HC1440 Lens Throw for 100" 16:10 Screen
Wide-angle (closest) 116 inches
Telephoto (farthest) 193 inches

These distances are right from the manual, but note that they are for a 16:10 screen.  HDTV and Blu-ray and DVDs are 16:9 so there's a small letter box.  The distances will be just slightly different if you go with a 16:9 screen.  When might you want a 16:10 screen?  You might if you also want to project a lot of non-video from your widescreen laptop or computer.

The throw range is pretty typical for a projector with a mid-range zoom.  Most projectors for that 100" screen can get as close as about 10 feet, and as you can see in the chart, the Epson can get just a little closer than that.

HC1440 Control Panel



Top of HC1440 showing control panel

This Epson has a pretty typical Epson control panel, with no surprises.  The power switch (once for on, twice to power down) is at the far left, then comes the Source button.  Further two the right and slightly above is the Menu button.  Next comes the navigation area with the four arrow keys in a round formation.  Enter is located in the center.  The Esc button is up to the right, it takes you back up a level in the menus.  Finally there's the dynamic Help button, which is briefly described on the previous page.  When you are not navigating the up down arrows control keystone correction and the left, right ones are volume down and up.

Note:  You can see the outline of the lamp door to the right of the control panel.
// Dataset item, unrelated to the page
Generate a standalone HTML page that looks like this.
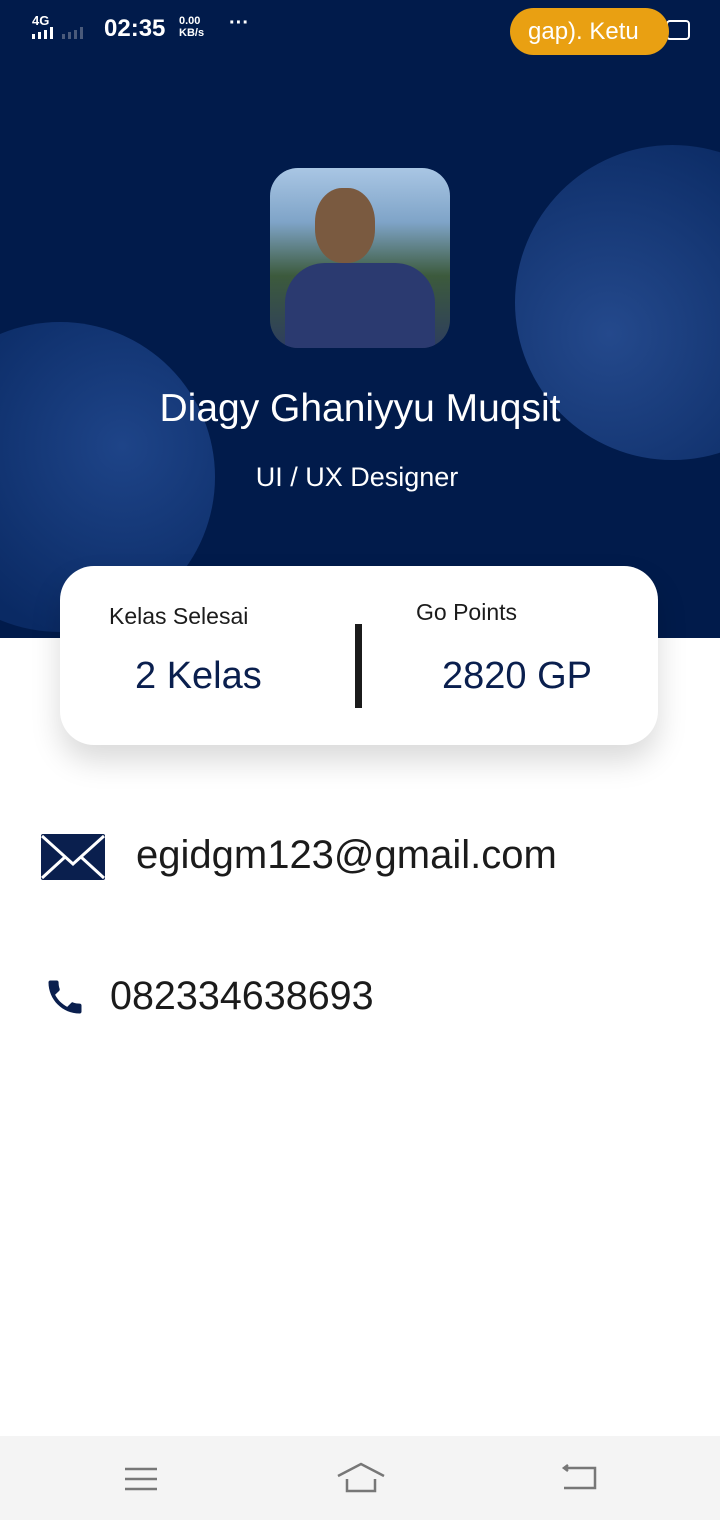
<!DOCTYPE html>
<html><head><meta charset="utf-8"><style>
body{margin:0;width:720px;height:1520px;position:relative;overflow:hidden;background:#fff;font-family:"Liberation Sans",Roboto,sans-serif}
.hdr{position:absolute;left:0;top:0;width:720px;height:638px;background:#011b4b;overflow:hidden}
.c1{position:absolute;left:-95px;top:322px;width:310px;height:310px;border-radius:50%;background:radial-gradient(circle at 70% 40%,#1e4488,#0a2a64 70%)}
.c2{position:absolute;left:515px;top:145px;width:315px;height:315px;border-radius:50%;background:radial-gradient(circle at 30% 60%,#24498c,#0c2c66 75%)}
.sb{position:absolute;color:#fff;font-weight:bold}
.av{position:absolute;left:270px;top:168px;width:180px;height:180px;border-radius:28px;overflow:hidden;background:linear-gradient(180deg,#a9c6e4 0%,#7fa4c8 30%,#3c5a3c 60%,#2d3d5e 100%)}
.card{position:absolute;left:60px;top:566px;width:598px;height:179px;background:#fff;border-radius:34px;box-shadow:0 16px 30px rgba(0,0,0,0.15)}
.nav{position:absolute;left:0;top:1436px;width:720px;height:84px;background:#f4f4f4}
</style></head><body>
<div class="hdr">
<div class="c1"></div><div class="c2"></div>
<div class="sb" style="left:32px;top:13px;font-size:13px">4G</div>
<div style="position:absolute;left:32px;top:27px;display:flex;gap:3px;align-items:flex-end">
<i style="width:3px;height:5px;background:#fff"></i><i style="width:3px;height:7px;background:#fff"></i><i style="width:3px;height:9px;background:#fff"></i><i style="width:3px;height:12px;background:#fff"></i><i style="width:3px;height:5px;background:#4a5a7a;margin-left:6px"></i><i style="width:3px;height:7px;background:#4a5a7a"></i><i style="width:3px;height:9px;background:#4a5a7a"></i><i style="width:3px;height:12px;background:#4a5a7a"></i></div>
<div class="sb" style="left:104px;top:15px;font-size:24px">02:35</div>
<div class="sb" style="left:179px;top:15px;font-size:11px;line-height:12px">0.00<br>KB/s</div>
<div class="sb" style="left:229px;top:12px;font-size:20px">···</div>
<div style="position:absolute;left:666px;top:20px;width:20px;height:16px;border:2px solid #fff;border-radius:4px"></div>
<div style="position:absolute;left:510px;top:8px;width:159px;height:47px;border-radius:24px;background:#e9a012;color:#fff;font-size:24px;line-height:47px;text-indent:18px">gap). Ketu</div>
<div class="av"><div style="position:absolute;left:45px;top:20px;width:60px;height:75px;border-radius:45%;background:#7a5a40"></div><div style="position:absolute;left:15px;top:95px;width:150px;height:90px;border-radius:40px 40px 0 0;background:#2b3a70"></div></div>
<div style="position:absolute;left:0;width:720px;top:387px;text-align:center;color:#fff;font-size:39px">Diagy Ghaniyyu Muqsit</div>
<div style="position:absolute;left:0;width:714px;top:462px;text-align:center;color:#fff;font-size:27px">UI / UX Designer</div>
</div>
<div class="card">
<div style="position:absolute;left:49px;top:37px;font-size:23px;color:#1b1b1b">Kelas Selesai</div>
<div style="position:absolute;left:75px;top:89px;font-size:38px;color:#0a1f4e">2 Kelas</div>
<div style="position:absolute;left:295px;top:58px;width:7px;height:84px;background:#1b1b1b"></div>
<div style="position:absolute;left:356px;top:33px;font-size:23px;color:#1b1b1b">Go Points</div>
<div style="position:absolute;left:382px;top:89px;font-size:38px;color:#0a1f4e">2820 GP</div>
</div>
<svg style="position:absolute;left:41px;top:834px" width="64" height="46" viewBox="0 0 64 46"><rect width="64" height="46" rx="2" fill="#0a1f4e"/><path d="M1 2 L32 30 L63 2 M1 44 L24 23 M63 44 L40 23" stroke="#fff" stroke-width="3" fill="none"/></svg>
<div style="position:absolute;left:136px;top:833px;font-size:40px;color:#1b1b1b">egidgm123@gmail.com</div>
<svg style="position:absolute;left:43px;top:975px" width="44" height="44" viewBox="0 0 24 24"><path fill="#0a1f4e" d="M6.6 10.8c1.4 2.8 3.8 5.1 6.6 6.6l2.2-2.2c.3-.3.7-.4 1-.2 1.1.4 2.3.6 3.6.6.6 0 1 .4 1 1V20c0 .6-.4 1-1 1C10.6 21 3 13.4 3 4c0-.6.4-1 1-1h3.5c.6 0 1 .4 1 1 0 1.3.2 2.5.6 3.6.1.3 0 .7-.2 1L6.6 10.8z"/></svg>
<div style="position:absolute;left:110px;top:974px;font-size:39.5px;color:#1b1b1b">082334638693</div>
<div class="nav">
<svg style="position:absolute;left:123px;top:30px" width="36" height="26"><path d="M2 3H34M2 13H34M2 23H34" stroke="#777" stroke-width="2.5"/></svg>
<svg style="position:absolute;left:336px;top:26px" width="50" height="32"><path d="M2 14L25 2L48 14M11 17V29H39V17" stroke="#777" stroke-width="2.5" fill="none"/></svg>
<svg style="position:absolute;left:560px;top:28px" width="38" height="28"><path d="M8 4H35V24H4M8 4L4 4M8 1L4 4L8 7" stroke="#777" stroke-width="2.5" fill="none"/></svg>
</div>
</body></html>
Home Cinema 1440 Inputs and Connectors


Rear of the HC1440 shows a well endowed input panel including networking, and access to the lamp door.


One look at the photo here and you realize that there are far more connectors than typically found on a home theater projector.  That in part is due to the "cross-over" nature of the design - building a projector that can "play well" for both business and home uses.

From the top left, first is the network (LAN) connector.  This lets you hardwire into a network. Note that the HC1440 is Crestron RoomView compatible, a major networking protocol, one used, btw, in many high end home automation projects.

A pair of USBs comes next.  One supports USB display, which means you can connect to your favorite computer by USB for projection as an alternative to VGA or HDMI. There are a pair of standard computer inputs (VGA - aka HD15 connectors), one at the top, one at the bottom.  In between are two pair of audio inputs.  But back to the top:

The composite video jack is next (yellow - RCA) with it's stereo audio inputs below it.  Further to the right are the two HDMI inputs, with HDMI 1 having power to support MHL.  Farthest to the right is the rear IR sensor for the remote control

That leaves a few more items: There's a monitor out for feeding a traditional monitor, and with it, a stereo audio output to feed to a separate sound system.  (You most likely would be outputting audio that come in from a streaming stick, but could be from HDMI, etc.)

Finally, there's an RS232 serial port for "old school" command and control, and there's a Kensington lock slot for security.